Halbzeit, Wiederbeginn, Lärmpegel steigt. Doch die Bochumer gehen ein, werden eingeseift, nach allen Regeln der Kunst vorgeführt – mehr treffende Phrasen fallen mir grad nicht ein. Chance über Chance, alle auf der falschen Seite, sehen können wir nix, aber das ist vermutlich auch gut so. 0:2 Hofschneider, 0:3 Albayrak, rote Karte für Colding. Aua, das tut weh. Hoffentlich kein Debakel. Dann 16.46 Uhr, Abpfiff, Feierabend, Hände vors Gesicht. War´s das? Blick ins Portmonee, drei Oddset-Scheine hätten 70 Euro gebracht, wenn… ja wenn. Das Papier muss herhalten; zerbröseln, in 1000 Stücke, kleiner und kleiner. Was für eine Leistung.

– Du kannst in Bielefeld verlieren, aber die Art und Weise machts aus
ist das erste, was ich mich meinem Bruder zuzurufen traue.

Kaum zu glauben – 0:3. Und du kannst froh sein, dass es kein zweites Oberhausen, kein zweites 1:6 wurde. Die Sauf-Laune steigt sekündlich, doch das ist das harte Brot des Anti-Alkoholikers – saufen verboten. Sogar so schnell wie möglich aus Bielefeld verschwinden darf ich nicht. Fünf Minuten zu Fuß von der Alm weg wohnen Oliver und Sonja, zwei Mitarbeiter von Thommys Prof, bei dem er in Bielefeld promoviert. Er half den beiden vor einem Monat beim Umzug und will mal vorbeischauen.

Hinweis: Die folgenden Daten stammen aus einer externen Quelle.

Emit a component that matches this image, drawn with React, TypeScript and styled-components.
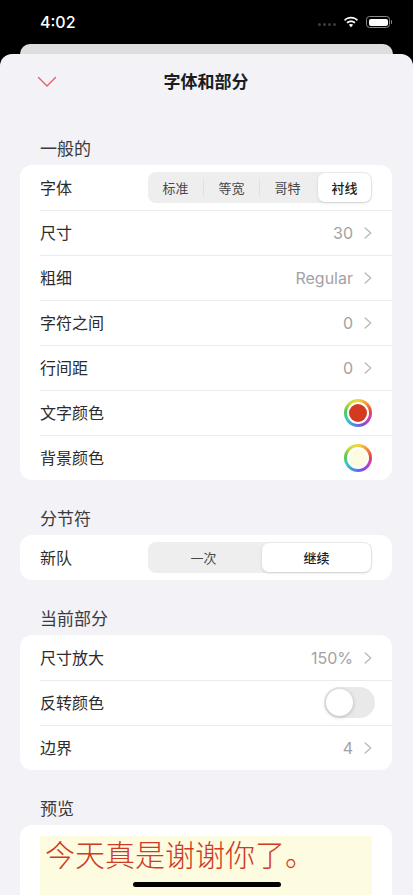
import styled, { createGlobalStyle } from "styled-components";
import { ReactNode } from "react";

const Global = createGlobalStyle`
  html, body { margin: 0; padding: 0; background: #000; }
  body { font-family: Inter, "Noto Sans CJK SC", sans-serif; }
`;

const Chevron = () => (
  <S.ChevronIcon viewBox="0 0 8 12" fill="none">
    <path d="M1.200 1 L6.700 6 L1.200 11" stroke="#bcbcc0" strokeWidth="1.500" strokeLinecap="round" strokeLinejoin="round" />
  </S.ChevronIcon>
);

const ValueRow = ({ label, value }: { label: string; value: string }) => (
  <S.Row>
    <S.Label>{label}</S.Label>
    <S.Value>{value}</S.Value>
    <Chevron />
  </S.Row>
);

const ColorRow = ({ label, color }: { label: string; color: string }) => (
  <S.Row>
    <S.Label>{label}</S.Label>
    <S.Ring>
      <S.Swatch $color={color} />
    </S.Ring>
  </S.Row>
);

const Segments = ({ items, active }: { items: string[]; active: number }) => (
  <S.Segmented $count={items.length}>
    {items.map((item, i) => (
      <S.Segment key={item} $active={i === active} $divider={i !== active && i + 1 !== active && i < items.length - 1}>
        {item}
      </S.Segment>
    ))}
  </S.Segmented>
);

const Section = ({ title, children }: { title: string; children: ReactNode }) => (
  <S.Section>
    <S.SectionTitle>{title}</S.SectionTitle>
    <S.Card>{children}</S.Card>
  </S.Section>
);

export default function App() {
  return (
    <S.Screen>
      <Global />
      <S.StatusBar>
        <S.Time>4:02</S.Time>
        <S.StatusIcons>
          <S.Signal>
            <i /><i /><i /><i />
          </S.Signal>
          <svg width="16" height="12" viewBox="0 0 17 12" fill="#fff">
            <path d="M8.5 2.4c2.4 0 4.6.9 6.2 2.5l1.2-1.3C13.9 1.6 11.3.5 8.5.5S3.100 1.600 1.100 3.600l1.200 1.300C3.900 3.300 6.100 2.400 8.500 2.400z" />
            <path d="M8.500 6.200c1.300 0 2.600.5 3.500 1.400l1.300-1.300C12 5 10.300 4.300 8.500 4.300S5 5 3.700 6.300L5 7.600c.9-.9 2.200-1.400 3.500-1.400z" />
            <path d="M8.500 8.100c-.9 0-1.700.3-2.300.9l2.300 2.500 2.300-2.500c-.6-.6-1.400-.9-2.300-.9z" />
          </svg>
          <S.Battery>
            <S.BatteryFill />
          </S.Battery>
        </S.StatusIcons>
      </S.StatusBar>
      <S.BackCard />
      <S.Sheet>
        <S.Header>
          <S.CloseButton viewBox="0 0 20 12" fill="none">
            <path d="M1.500 1.500 L10 10 L18.500 1.500" stroke="#f0556a" strokeWidth="1.300" strokeLinecap="round" strokeLinejoin="round" />
          </S.CloseButton>
          <S.Title>字体和部分</S.Title>
        </S.Header>

        <Section title="一般的">
          <S.Row>
            <S.Label>字体</S.Label>
            <Segments items={["标准", "等宽", "哥特", "衬线"]} active={3} />
          </S.Row>
          <ValueRow label="尺寸" value="30" />
          <ValueRow label="粗细" value="Regular" />
          <ValueRow label="字符之间" value="0" />
          <ValueRow label="行间距" value="0" />
          <ColorRow label="文字颜色" color="#d43a1f" />
          <ColorRow label="背景颜色" color="#fdfbe0" />
        </Section>

        <Section title="分节符">
          <S.Row>
            <S.Label>新队</S.Label>
            <Segments items={["一次", "继续"]} active={1} />
          </S.Row>
        </Section>

        <Section title="当前部分">
          <ValueRow label="尺寸放大" value="150%" />
          <S.Row>
            <S.Label>反转颜色</S.Label>
            <S.Toggle>
              <S.Knob />
            </S.Toggle>
          </S.Row>
          <ValueRow label="边界" value="4" />
        </Section>

        <Section title="预览">
          <S.PreviewPad>
            <S.Preview>今天真是谢谢你了。</S.Preview>
          </S.PreviewPad>
        </Section>
      </S.Sheet>
      <S.HomeIndicator />
    </S.Screen>
  );
}

const S = {
  Screen: styled.div`
    position: relative;
    width: 413px;
    height: 895px;
    overflow: hidden;
    background: #000;
    display: flex;
    flex-direction: column;
  `,
  StatusBar: styled.div`
    height: 44px;
    flex: none;
    display: flex;
    align-items: center;
    justify-content: space-between;
    padding: 0 23px 0 40px;
    color: #fff;
  `,
  Time: styled.span`
    font-size: 16px;
    font-weight: 500;
    line-height: 20px;
  `,
  StatusIcons: styled.div`
    display: flex;
    align-items: center;
    gap: 7px;
  `,
  Signal: styled.div`
    display: flex;
    gap: 2px;
    margin-top: 5px;
    i {
      width: 3px;
      height: 3px;
      border-radius: 50%;
      background: #3c3c3e;
    }
  `,
  Battery: styled.div`
    position: relative;
    box-sizing: border-box;
    width: 24px;
    height: 12px;
    padding: 1.5px;
    border: 1px solid #8a8a8c;
    border-radius: 3.500px;
    &::after {
      content: "";
      position: absolute;
      right: -3px;
      top: 3px;
      width: 1.500px;
      height: 4px;
      border-radius: 0 1px 1px 0;
      background: #8a8a8c;
    }
  `,
  BatteryFill: styled.div`
    height: 100%;
    border-radius: 2px;
    background: #fff;
  `,
  BackCard: styled.div`
    flex: none;
    height: 10px;
    margin: 0 20px;
    border-radius: 10px 10px 0 0;
    background: #dedee0;
  `,
  Sheet: styled.div`
    flex: 1;
    min-height: 0;
    background: #f2f2f7;
    border-radius: 12px 12px 0 0;
    padding: 0 21px 0 20px;
  `,
  Header: styled.div`
    position: relative;
    height: 56px;
    display: flex;
    align-items: center;
    justify-content: center;
  `,
  CloseButton: styled.svg`
    position: absolute;
    left: 17px;
    top: 22px;
    width: 20px;
    height: 12px;
  `,
  Title: styled.h1`
    margin: 0;
    font-size: 17px;
    font-weight: 700;
    line-height: 24px;
    color: #1c1c1e;
  `,
  Section: styled.section`
    margin-top: 29px;
  `,
  SectionTitle: styled.h2`
    margin: 0;
    padding-left: 20px;
    height: 26px;
    font-size: 17px;
    font-weight: 400;
    line-height: 21px;
    color: #3a3a3c;
  `,
  Card: styled.div`
    background: #fff;
    border-radius: 12px;
    padding-left: 20px;
    overflow: hidden;
  `,
  Row: styled.div`
    box-sizing: border-box;
    height: 45px;
    display: flex;
    align-items: center;
    padding-right: 20px;
    & + & {
      box-shadow: inset 0 1px 0 #ebebed;
    }
  `,
  Label: styled.span`
    flex: 1;
    margin-top: 1px;
    font-size: 16px;
    line-height: 20px;
    color: #2c2c2e;
  `,
  Value: styled.span`
    margin-top: 1px;
    margin-right: 11px;
    font-size: 16px;
    line-height: 20px;
    color: #a2a2a6;
  `,
  ChevronIcon: styled.svg`
    width: 8px;
    height: 12px;
    flex: none;
  `,
  Ring: styled.div`
    box-sizing: border-box;
    width: 28px;
    height: 28px;
    border-radius: 50%;
    padding: 5px;
    display: flex;
    background: conic-gradient(#f4d43c, #f59a3a, #e8483c, #c23ec8, #7a4fe0, #4a8fe8, #3cc8c0, #5cc850, #c8dc40, #f4d43c);
  `,
  Swatch: styled.div<{ $color: string }>`
    flex: 1;
    border-radius: 50%;
    background: ${(p) => p.$color};
    box-shadow: 0 0 0 2px #fff;
  `,
  Segmented: styled.div<{ $count: number }>`
    width: 224px;
    height: 31px;
    border-radius: 8px;
    background: #eeeeef;
    display: grid;
    grid-template-columns: repeat(${(p) => p.$count}, 1fr);
  `,
  Segment: styled.div<{ $active: boolean; $divider: boolean }>`
    position: relative;
    margin: ${(p) => (p.$active ? "1px 1px 1px 2px" : "1px 2px 1px 1px")};
    display: flex;
    align-items: center;
    justify-content: center;
    font-size: 13px;
    font-weight: ${(p) => (p.$active ? 500 : 400)};
    color: ${(p) => (p.$active ? "#1c1c1e" : "#48484a")};
    border-radius: 7px;
    background: ${(p) => (p.$active ? "#fff" : "transparent")};
    box-shadow: ${(p) => (p.$active ? "0 1px 3px rgba(0,0,0,.14)" : "none")};
    &::after {
      content: "";
      display: ${(p) => (p.$divider ? "block" : "none")};
      position: absolute;
      right: -2px;
      top: 6px;
      bottom: 6px;
      width: 1px;
      background: #e0e0e2;
    }
  `,
  Toggle: styled.div`
    box-sizing: border-box;
    width: 51px;
    height: 31px;
    margin-right: -3px;
    padding: 2px;
    border-radius: 16px;
    background: #e9e9ea;
  `,
  Knob: styled.div`
    width: 27px;
    height: 27px;
    border-radius: 50%;
    background: #fff;
    box-shadow: 0 1px 4px rgba(0, 0, 0, 0.22);
  `,
  PreviewPad: styled.div`
    padding: 11px 20px 0 0;
  `,
  Preview: styled.div`
    height: 120px;
    padding-left: 5px;
    background: #fdfbe0;
    color: #cf3a22;
    font-size: 30px;
    font-weight: 300;
    line-height: 39px;
  `,
  HomeIndicator: styled.div`
    position: absolute;
    left: 133px;
    bottom: 8px;
    width: 148px;
    height: 5px;
    border-radius: 3px;
    background: #000;
  `,
};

Mein Blick wandert in der Kaffeetasse hin und her. Vom linken Rand bis zum rechten Rand. Vom oberen bis zum unteren. Auch davon ändert sich das Ergebnis nicht mehr. Die Jupp-Kaczor-Story wird von Minute zu Minute unlustiger. Mein Blick bleibt an einem Nietzsche-Spruch hängen, der an einer Tür klebt:
– Nur wer ein bisschen Chaos in sich trägt, kann einen tanzenden Stern gebären.

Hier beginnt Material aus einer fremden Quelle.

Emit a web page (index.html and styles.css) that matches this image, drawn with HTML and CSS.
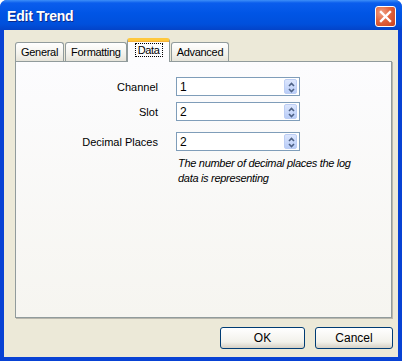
FILE: index.html
```html
<!DOCTYPE html>
<html>
<head>
    <title>Edit Trend</title>
    <link rel="stylesheet" href="styles.css">
</head>
<body>
    <div class="window">
        <div class="titlebar">
            <span class="title">Edit Trend</span>
            <button class="close-btn">
                <svg width="13" height="13" viewBox="0 0 13 13">
                    <path d="M2 2 L11 11 M11 2 L2 11" stroke="#fff" stroke-width="2.4" stroke-linecap="square"/>
                </svg>
            </button>
        </div>
        <div class="content">
            <div class="tabs">
                <div class="tab">General</div>
                <div class="tab">Formatting</div>
                <div class="tab active"><span class="focus">Data</span></div>
                <div class="tab">Advanced</div>
            </div>
            <div class="panel">
                <div class="form">
                    <label>Channel</label>
                    <div class="spin"><span>1</span><i class="spin-btn"></i></div>
                    <label>Slot</label>
                    <div class="spin"><span>2</span><i class="spin-btn"></i></div>
                    <label class="spaced">Decimal Places</label>
                    <div class="spin spaced"><span>2</span><i class="spin-btn"></i></div>
                    <div></div>
                    <p class="help">The number of decimal places the log data is representing</p>
                </div>
            </div>
            <div class="buttons">
                <button class="btn ok">OK</button>
                <button class="btn cancel">Cancel</button>
            </div>
        </div>
    </div>
</body>
</html>
```

FILE: styles.css
```css
body {
    margin: 0;
    background: #fff;
    font-family: "Liberation Sans", Arial, sans-serif;
    font-size: 11px;
}
.window {
    width: 402px;
    height: 361px;
    display: flex;
    flex-direction: column;
    background: #0842d4;
    border-radius: 7px 7px 0 0;
    overflow: hidden;
}
.titlebar {
    height: 30px;
    flex: none;
    display: flex;
    align-items: center;
    justify-content: space-between;
    padding: 0 6px 0 7px;
    background: linear-gradient(#3d8ff8 0%, #0a5ded 10%, #0055e5 45%, #0050dc 80%, #0343c8 100%);
}
.title {
    color: #fff;
    font-weight: bold;
    font-size: 14px;
    letter-spacing: -0.2px;
    text-shadow: 1px 1px 0 #0b2a8c;
    padding-top: 2px;
}
.close-btn {
    width: 21px;
    height: 21px;
    padding: 0;
    margin-top: 2px;
    border: 1px solid #fff;
    border-radius: 3px;
    background: radial-gradient(circle at 30% 30%, #f0a285 0%, #e2643e 45%, #c8401b 100%);
    display: flex;
    align-items: center;
    justify-content: center;
}
.content {
    flex: 1;
    margin: 0 4px 4px 4px;
    background: #ece9d8;
    padding: 9px 6px 0 11px;
    display: flex;
    flex-direction: column;
}
.tabs {
    display: flex;
    align-items: flex-end;
    height: 22px;
    position: relative;
    z-index: 1;
    letter-spacing: -0.3px;
}
.tab {
    height: 18px;
    line-height: 18px;
    padding: 0 5px;
    margin-right: 1px;
    border: 1px solid #919b9c;
    border-bottom: none;
    border-radius: 3px 3px 0 0;
    background: linear-gradient(#ffffff, #f3f2ec 60%, #e6e4da);
    color: #000;
}
.tab.active {
    height: 21px;
    line-height: 19px;
    margin: 0 1px -1px -1px;
    padding: 0 6px 0 7px;
    border-top: 3px solid #ffc83c;
    box-shadow: inset 0 1px 0 #f5b23a;
    background: #fcfcfe;
}
.focus {
    border: 1px dotted #000;
    padding: 0 2px;
}
.panel {
    height: 255px;
    border: 1px solid #919b9c;
    background: linear-gradient(#fcfcfe, #f6f5f0);
    box-shadow: 1px 1px 0 #b9b7ad;
}
.form {
    display: grid;
    grid-template-columns: 142px auto;
    column-gap: 18px;
    row-gap: 6px;
    padding-top: 15px;
    align-items: center;
}
.form label {
    text-align: right;
    font-size: 11px;
}
.form .spaced {
    margin-top: 5px;
}
.spin {
    width: 117px;
    height: 17px;
    border: 1px solid #7f9db9;
    background: #fff;
    display: flex;
    align-items: center;
    justify-content: space-between;
    padding: 0 2px 0 3px;
    box-sizing: content-box;
    font-size: 12px;
}
.spin-btn {
    width: 13px;
    height: 15px;
    border-radius: 2px;
    background:
        url("data:image/svg+xml,%3Csvg xmlns='http://www.w3.org/2000/svg' width='13' height='15'%3E%3Cpath d='M4 6 L6.5 3.5 L9 6 M4 9 L6.5 11.5 L9 9' fill='none' stroke='%234d6185' stroke-width='1.6'/%3E%3C/svg%3E"),
        linear-gradient(#dce6fd, #b9cdf8);
    border: 1px solid #bccdf3;
    box-sizing: border-box;
}
.help {
    margin: -1px 0 0 2px;
    width: 176px;
    font-style: italic;
    letter-spacing: -0.3px;
    line-height: 15px;
}
.buttons {
    display: flex;
    justify-content: flex-end;
    gap: 10px;
    padding-top: 9px;
    margin-right: -1px;
}
.btn {
    height: 22px;
    border: 1px solid #003c74;
    border-radius: 3px;
    background: linear-gradient(#ffffff, #f2f1ea 70%, #d6d0c5);
    font-family: "Liberation Sans", Arial, sans-serif;
    font-size: 12px;
    color: #000;
}
.ok {
    width: 85px;
}
.cancel {
    width: 78px;
}
```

Ein bisschen Ablenkung tut gut.
– Ich lausche dem Gespräch
ranze ich Thommy zu, als er versucht, mich einzubeziehen. Keine Ahnung, worüber die geredet haben. Der Abpfiff ist anderthalb Stunden passé, da beschließen wir, noch die nah gelegene Uni aufzusuchen, schließlich wird Thommy hier bald Seminare geben und ein wenig Zeit verbringen. Ein hässliches Ding. Ähnlich grob in die Landschaft gesetzt wie die Unis Essen, Dortmund und Bochum – und mindestens genauso grau und trist. Der Gesang von den
– Ostwestfalen-Idioten
schießt mir durch den Kopf, als uns die Bahn Richtung Hauptbahnhof vor der Nase abfährt. Ach was soll’s. An so nem Tag. Pur haben mal gesungen: „An so nem Tag erlieg ich jedem süßen Attentat“. Pizza Hut und Spaghetti-Eis locken. Was für ein süßes Attentat. Thommy strahlt, ich bewunder ihn dafür. Mit Mintard II 0:3 verloren, Bochum hat 0:3 verloren, bestimmt 50 Mark ausgegeben am Tag; und trotzdem ist er überglücklich. Wie macht er das? Ich schaue mir etwas von seiner positiven Denkweise ab und versuche mir auf der Rückfahrt, bei so ganz klassischen Haltestellen wie Rheda-Wiedenbrück, Gütersloh oder Ahlen, einzureden, dass ich wenigstens nicht arbeiten musste und das Wetter wirklich schön war.
Ein bisschen Chaos habe ich in meinem Kopf. Ein bisschen viel sogar.

Aber mit einem tanzenden Stern bin ich nicht schwanger.